HEARTBROKEN mum Tanya Borg is desperate to find her daughters, who were snatched by their father and are now believed to be living in war-torn Libya.

Angel and Maya were three and 15 in 2015, when Mrs Borg’s husband Mohammed El Zubaidy took them abroad with her permission but never brought them home again, and her nightmare began.

Now Mrs Borg, of Stratton Road, Pewsey, is desperate to go out to Libya herself and track down her girls, despite battling against the threat of losing legal aid.

In 2012 her two daughters and son were first taken to Libya by their father to visit his family. Upon returning, Mr El Zubaidy demanded the children attend Islamic school at the weekend or he would refuse to bring them home.
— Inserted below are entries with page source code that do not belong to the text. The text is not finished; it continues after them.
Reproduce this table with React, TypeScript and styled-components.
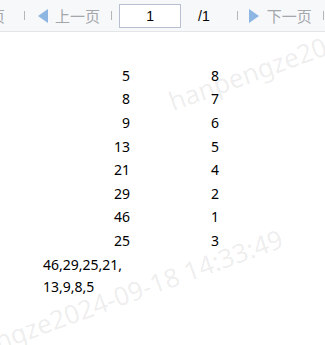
import * as React from 'react';
import styled, { createGlobalStyle } from 'styled-components';

const GlobalStyle = createGlobalStyle`
	html, body {
		margin: 0;
		padding: 0;
		background: #ffffff;
	}
	body {
		font-family: "Noto Sans", "Noto Sans CJK SC", sans-serif;
		overflow: hidden;
	}
`;

const Page = styled.div`
	position: relative;
	width: 325px;
	height: 345px;
	overflow: hidden;
`;

const Toolbar = styled.div`
	display: flex;
	align-items: center;
	height: 31px;
	background: #f7f8fa;
	border-bottom: 1px solid #e3e5e9;
	overflow: hidden;
	white-space: nowrap;
`;

const Item = styled.div<{ $ml: number }>`
	display: flex;
	align-items: center;
	flex: none;
	margin-left: ${(p) => p.$ml}px;
`;

const NavText = styled.span`
	font-family: "Noto Sans CJK SC", sans-serif;
	font-size: 15px;
	line-height: 1;
	color: #a3a6ab;
`;

const Separator = styled.span`
	display: block;
	width: 1px;
	height: 9px;
	background: #b4b7bc;
`;

const Triangle = styled.span<{ $dir: 'left' | 'right' }>`
	display: block;
	width: 0;
	height: 0;
	border-top: 7px solid transparent;
	border-bottom: 7px solid transparent;
	${(p) => (p.$dir === 'left' ? 'border-right: 10px solid #8db6e2;' : 'border-left: 10px solid #8db6e2;')}
`;

const PageInput = styled.div`
	box-sizing: border-box;
	width: 62px;
	height: 24px;
	border: 1px solid #b8bfd1;
	background: #ffffff;
	display: flex;
	align-items: center;
	justify-content: center;
	font-family: "Liberation Sans", sans-serif;
	font-size: 14px;
	color: #000000;
`;

const PageTotal = styled.span`
	font-family: "Liberation Sans", sans-serif;
	font-size: 14px;
	color: #000000;
`;

const Content = styled.div`
	padding: 32px 0 0 43px;
	font-size: 14px;
	color: #000000;
`;

const Table = styled.div`
	display: grid;
	grid-template-columns: 87px 1fr;
	column-gap: 81px;
`;

const Cell = styled.div<{ $align: 'left' | 'right' }>`
	line-height: 22px;
	padding: 0.8px 0;
	text-align: ${(p) => p.$align};
`;

const Summary = styled.div`
	width: 90px;
	margin-top: 1px;
	line-height: 22px;
`;

const Watermark = styled.span`
	position: absolute;
	font-size: 26px;
	line-height: 1;
	color: rgba(0, 0, 0, 0.085);
	white-space: nowrap;
	transform-origin: 0 100%;
	transform: rotate(-20deg);
	pointer-events: none;
`;

const rows: [number, number][] = [
	[5, 8],
	[8, 7],
	[9, 6],
	[13, 5],
	[21, 4],
	[29, 2],
	[46, 1],
	[25, 3],
];

const watermarkText = 'hanpengze2024-09-18 14:33:49';

export default function App() {
	return (
		<Page>
			<GlobalStyle />
			<Toolbar>
				<Item $ml={-10}><NavText>页</NavText></Item>
				<Item $ml={19}><Separator /></Item>
				<Item $ml={13}><Triangle $dir="left" /></Item>
				<Item $ml={7}><NavText>上一页</NavText></Item>
				<Item $ml={11}><Separator /></Item>
				<Item $ml={7}><PageInput>1</PageInput></Item>
				<Item $ml={17}><PageTotal>/1</PageTotal></Item>
				<Item $ml={27}><Separator /></Item>
				<Item $ml={11}><Triangle $dir="right" /></Item>
				<Item $ml={8}><NavText>下一页</NavText></Item>
				<Item $ml={11}><Separator /></Item>
			</Toolbar>
			<Content>
				<Table>
					{rows.map(([a, b], i) => (
						<React.Fragment key={i}>
							<Cell $align="right">{a}</Cell>
							<Cell $align="left">{b}</Cell>
						</React.Fragment>
					))}
				</Table>
				<Summary>
					46,29,25,21,<wbr />13,9,8,5
				</Summary>
			</Content>
			<Watermark style={{ left: 174, top: 88 }}>{watermarkText}</Watermark>
			<Watermark style={{ left: -73, top: 354 }}>{watermarkText}</Watermark>
		</Page>
	);
}
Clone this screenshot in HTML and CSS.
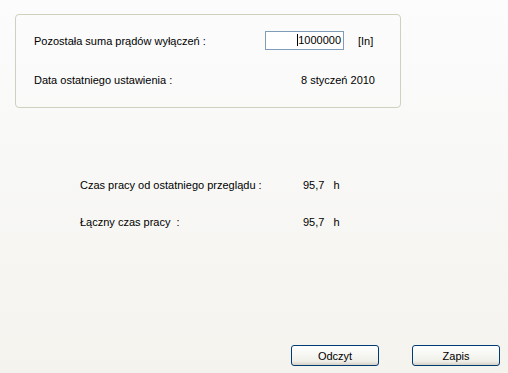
FILE: index.html
```html
<html>
  <head>
    <link rel="stylesheet" href="styles.css">
  </head>
  <body>
    <div class="page">
      <div class="group">
        <div class="group-grid">
          <span class="label">Pozostała suma prądów wyłączeń :</span>
          <div class="field"><span class="caret"></span>1000000</div>
          <span class="unit">[In]</span>
          <span class="label">Data ostatniego ustawienia :</span>
          <span class="date">8 styczeń 2010</span>
        </div>
      </div>

      <div class="hours">
        <span class="label">Czas pracy od ostatniego przeglądu :</span>
        <span class="value">95,7&nbsp;&nbsp;&nbsp;h</span>
        <span class="label">Łączny czas pracy&nbsp;&nbsp;:</span>
        <span class="value">95,7&nbsp;&nbsp;&nbsp;h</span>
      </div>

      <div class="buttons">
        <button class="btn">Odczyt</button>
        <button class="btn">Zapis</button>
      </div>
    </div>
  </body>
</html>
```

FILE: styles.css
```css
html, body {
  margin: 0;
  height: 100%;
}

body {
  background: linear-gradient(#fcfcfd, #f4f3ee);
  font-family: "Liberation Sans", Arial, sans-serif;
  font-size: 11px;
  color: #000;
}

.page {
  display: flex;
  flex-direction: column;
  min-height: 100%;
}

.group {
  margin: 14px 0 0 15px;
  width: 384px;
  height: 92px;
  border: 1px solid #d0d0bf;
  border-radius: 4px;
}

.group-grid {
  display: grid;
  grid-template-columns: 231px 79px 31px;
  grid-template-rows: 19px 19px;
  row-gap: 20px;
  align-items: center;
  padding: 16px 0 0 18px;
}

.field {
  height: 17px;
  border: 1px solid #7f9db9;
  background: #fff;
  text-align: right;
  padding-right: 2px;
  line-height: 17px;
}

.caret {
  display: inline-block;
  width: 1px;
  height: 12px;
  background: #000;
  vertical-align: -2px;
}

.unit {
  padding-left: 14px;
}

.date {
  grid-column: 2 / 4;
  justify-self: end;
}

.hours {
  display: grid;
  grid-template-columns: 223px auto;
  grid-template-rows: 15px 15px;
  row-gap: 22px;
  align-items: center;
  margin: 69px 0 0 80px;
}

.buttons {
  margin-top: auto;
  display: flex;
  justify-content: flex-end;
  gap: 33px;
  padding: 0 8px 7px 0;
}

.btn {
  width: 88px;
  height: 21px;
  border: 1px solid #003c74;
  border-radius: 3px;
  background: linear-gradient(#ffffff, #f0f0ea 80%, #d6d0c5);
  font-family: "Liberation Sans", Arial, sans-serif;
  font-size: 11px;
  color: #000;
  padding: 0;
}
```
Then in 2015, he took them to Tunisia but went across the border to Libya. In 2016 he brought his son back to the UK and was imprisoned in 2017 for refusing to comply with a High Court order to return the girls to their mother.

He was released in March 2018 and given until the end of the month to return the girls to the UK. He still refused and is now serving a 12-month prison sentence.

Mrs Borg said: “It is impossible to keep going but I have no choice. Since March 2017, I haven’t heard a word from my girls.

“I think he started to change when his father died and we started arguing over my older daughter.

“I used to stick up for her but he wouldn’t let her have sleepovers or any privacy, he refused to let her close her bedroom door.

“I know where my husband’s mum lived, but I don’t know if they’ve moved. Ideally if we could get a team together we would go out there.

“He has played the British courts system.”

Throughout the ordeal Mrs Borg continued to get up and go to work, but has now discovered that because she works as a nursery worker she might not be entitled to legal help, leaving her in £50,000 of debt.

Her sister Christina Borg set up a fund online and so far 55 people have pledged £2,030

Christina, 28, from Homefields, Marlborough, said: “It is heartbreaking because the girls have never even met my youngest child.

“My sister has shown a real strength, others would have caved in when faced with something less serious than this but she has kept going. I have gone through a range of emotions including anger and sadness at how long it has all taken.”

Mrs Borg is still talking to the Foreign Office and the Libyan Embassy in the hope they can help track down the girls and bring them home.